Zencoder raises $2 million for video converts
Andreessen Horowitz, SV Angel, 500 Startups, Y Combinator--Zencoder boasts all the big investors
Zencoder, a video encoding and transcoding SaaS provider, announced Tuesday that it has raised $2 million in funding from a long list of investors: Andreessen-Horowitz, Ignition Partners, SV Angel, Lowercase Capital, Founder’s Collective and 500 Startups.
Also participating are a bunch of individuals Zencoder introduces as having “made a mark in cloud computing,” including Matt Cutts (the head of Google’s Webspam team), James Lindenbaum (co-founder of Heroku, acquired by Salesforce), Orion Henry (Heroku co-founder), Adam Wiggins (Heroku co-founder), Wolfgang Buehler (President of Magor Mold), Mike Bollinger (founder of several startups), and Neil McClements (CEO of Merchenta).
It’s not a particularly large funding round, but it has the backing of a lot of well-known names. And to top it all off, Zencoder has the honor of having been seed funded by Y Combinator and “top Silicon Valley-based angel investors” when it was founded last year.

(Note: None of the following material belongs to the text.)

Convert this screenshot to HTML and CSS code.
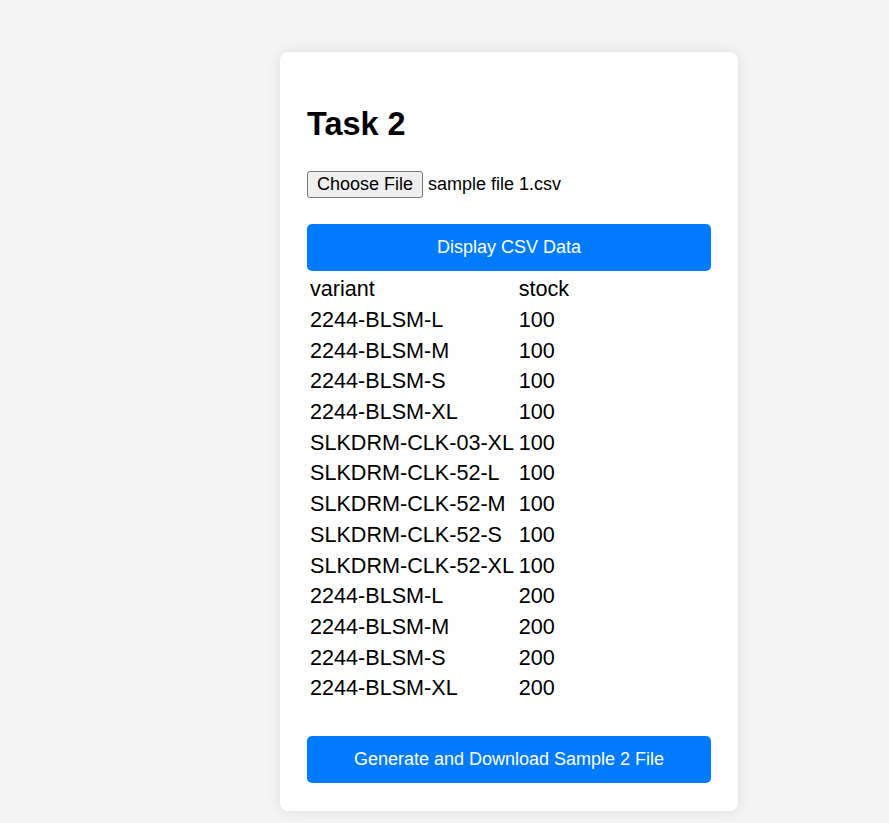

Zencoder provides businesses large and small with a service for converting videos. It sounds like a small problem, but the reality is that tons of businesses grapple with this problem every day; many already have videos in their websites and applications that they’d like transferred to other platforms, like mobile, but don’t know how to go about doing it. Zencoder handles the maintenance and cost of a transcoding engine, businesses pay Zencoder for the service.
Like a souped up VLC for the enterprise, Zencoder aims to be compatible with literally any file type, from MPEG-1 to Ogg Theora and beyond. The full list of supported video codecs (and audio codecs) is kind of beautiful, if you’re a geek for file types. Zencoder even claims to be able to fix problems with corrupted files.
High quality, fast turnaround, scalability, and ease of use--Zencoder promises all the things someone working with video would be looking for.
“While demand for online video has continued to boom, traditional video encoding methods can’t keep up with scalability challenges, or the ever-changing standards required to publish video on new devices,” said Jon Dahl, Zencoder CEO and co-founder, in a prepared statement. “Zencoder’s cloud-based platform offers customers future-proof encoding that is elastic and highly scalable, providing quick turnaround, outstanding video quality, and universally accessible video.”
The company says it serves hundreds of customers worldwide, including TwitVid, Posterous and College Humor and the PBS television network.